Views on Society and Nature
Snyder is one of the writers who helped change how people think about ancient cultures. He believes that these cultures were not simple or ignorant, but had deep wisdom. In the 1960s, he developed a "neo-tribalist" idea, which is a positive way of looking at how people can live together in communities, similar to ancient tribes.
Todd Ensign describes Snyder's ideas as a mix of old tribal beliefs, philosophy, physical activity, and nature, combined with politics. This creates his unique form of modern environmentalism. Snyder does not see nature and humans as being against each other. Instead, he writes from many different viewpoints, aiming to bring about change by highlighting environmental problems.
Connection to the Beat Movement
Gary Snyder is often considered a member of the Beat Generation, a group of writers from the 1950s. He read his poetry at the famous Six Gallery reading event, and he was a key inspiration for a character in Jack Kerouac's popular novel, The Dharma Bums.

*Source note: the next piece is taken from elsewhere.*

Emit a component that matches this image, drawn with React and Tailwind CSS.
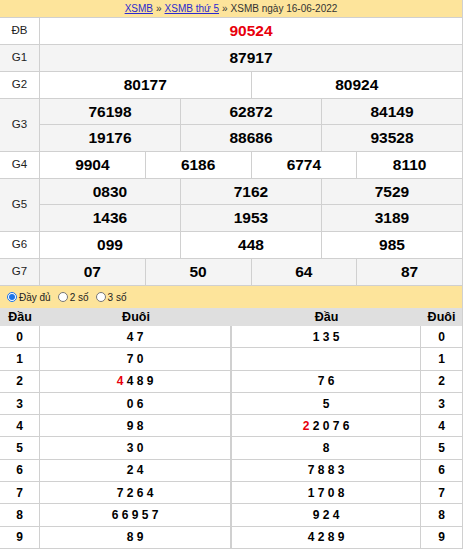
import React from 'react';

const prizes = [
  { label: 'ĐB', rows: [['90524']], red: true },
  { label: 'G1', rows: [['87917']], gray: true },
  { label: 'G2', rows: [['80177', '80924']] },
  { label: 'G3', rows: [['76198', '62872', '84149'], ['19176', '88686', '93528']], gray: true },
  { label: 'G4', rows: [['9904', '6186', '6774', '8110']] },
  { label: 'G5', rows: [['0830', '7162', '7529'], ['1436', '1953', '3189']], gray: true },
  { label: 'G6', rows: [['099', '448', '985']] },
  { label: 'G7', rows: [['07', '50', '64', '87']], gray: true },
];

// left: duoi of dau i ; right: dau list with duoi i
const loto = [
  { left: '4 7', right: '1 3 5' },
  { left: '7 0', right: '' },
  { left: '4 8 9', leftRed: '4', right: '7 6' },
  { left: '0 6', right: '5' },
  { left: '9 8', right: '2 0 7 6', rightRed: '2' },
  { left: '3 0', right: '8' },
  { left: '2 4', right: '7 8 8 3' },
  { left: '7 2 6 4', right: '1 7 0 8' },
  { left: '6 6 9 5 7', right: '9 2 4' },
  { left: '8 9', right: '4 2 8 9' },
];

function Radio({ checked, label }) {
  return (
    <label className="flex items-center gap-[2px] mr-[7px]">
      {checked ? (
        <span className="w-[10px] h-[10px] rounded-full border border-[#1a73e8] bg-white flex items-center justify-center">
          <span className="w-[6px] h-[6px] rounded-full bg-[#1a73e8]" />
        </span>
      ) : (
        <span className="w-[10px] h-[10px] rounded-full border border-[#767676] bg-white" />
      )}
      <span className="text-[10px] text-[#222]">{label}</span>
    </label>
  );
}

export default function App() {
  return (
    <div className="w-[463px] bg-white border-r border-[#d0d0d0] text-black" style={{ fontFamily: '"Liberation Sans", Arial, sans-serif' }}>
      {/* breadcrumb */}
      <div className="h-[18px] bg-[#fde49b] border-b border-[#d0d0d0] flex items-center justify-center text-[10px] text-[#333]">
        <a href="#" className="text-[#2a2ad0] underline">XSMB</a>
        <span className="mx-[3px]">»</span>
        <a href="#" className="text-[#2a2ad0] underline">XSMB thứ 5</a>
        <span className="mx-[3px]">»</span>
        <span>XSMB ngày 16-06-2022</span>
      </div>

      {/* prize table */}
      {prizes.map((p) => (
        <div key={p.label} className={`flex border-b border-[#d0d0d0] ${p.gray ? 'bg-[#f4f4f4]' : 'bg-white'}`}>
          <div className="w-[40px] shrink-0 border-r border-[#d0d0d0] flex items-center justify-center text-[11.5px] text-[#222]">
            {p.label}
          </div>
          <div className="flex-1 flex flex-col divide-y divide-[#d0d0d0]">
            {p.rows.map((r, i) => (
              <div key={i} className="h-[26px] flex divide-x divide-[#d0d0d0]">
                {r.map((n, j) => (
                  <div
                    key={j}
                    className={`flex-1 basis-0 flex items-center justify-center text-[15.5px] font-bold ${p.red ? 'text-[#e8000c]' : 'text-black'}`}
                  >
                    {n}
                  </div>
                ))}
              </div>
            ))}
          </div>
        </div>
      ))}

      {/* options */}
      <div className="h-[22px] bg-[#fde49b] flex items-center pl-[7px]">
        <Radio checked label="Đầy đủ" />
        <Radio label="2 số" />
        <Radio label="3 số" />
      </div>

      {/* loto table */}
      <div className="h-[18px] bg-[#dfdfdf] flex items-center text-[12.5px] font-bold">
        <div className="w-[40px] text-center">Đầu</div>
        <div className="w-[192px] text-center">Đuôi</div>
        <div className="flex-1 text-center">Đầu</div>
        <div className="w-[41px] text-center">Đuôi</div>
      </div>
      {loto.map((r, i) => (
        <div key={i} className="h-[22.3px] flex border-b border-[#d0d0d0] text-[12px] font-bold">
          <div className="w-[40px] border-r border-[#d0d0d0] flex items-center justify-center">{i}</div>
          <div className="w-[192px] border-r-2 border-[#d0d0d0] flex items-center justify-center whitespace-pre">
            {r.leftRed && <span className="text-[#e8000c]">{r.leftRed} </span>}
            {r.left}
          </div>
          <div className="flex-1 border-r border-[#d0d0d0] flex items-center justify-center whitespace-pre">
            {r.rightRed && <span className="text-[#e8000c]">{r.rightRed} </span>}
            {r.right}
          </div>
          <div className="w-[41px] flex items-center justify-center">{i}</div>
        </div>
      ))}
    </div>
  );
}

Some critics argue that Snyder's connection to the Beats is sometimes overemphasized, and that he might fit better with the San Francisco Renaissance, another literary movement that developed around the same time. Snyder himself has some thoughts about the "Beat" label but doesn't strongly object to it. He often talks about the Beats using "we" and "us."
In a 1974 interview, Snyder explained that the original group of friends, including Allen Ginsberg, Michael McClure, Lawrence Ferlinghetti, Philip Whalen, and Lew Welch, shared a common vision. He noted that they later came together again, especially as Allen Ginsberg became interested in Eastern thought and Buddhism. Snyder felt they were united by strong environmental concerns, a critique of the modern state, shared poetic ideas, and a basic agreement on Buddhist views of human nature.
Snyder also said that "Beat" might be better used for a smaller group of writers directly around Allen Ginsberg and Jack Kerouac. However, he added that "beat can also be defined as a particular state of mind... and I was in that mind for a while."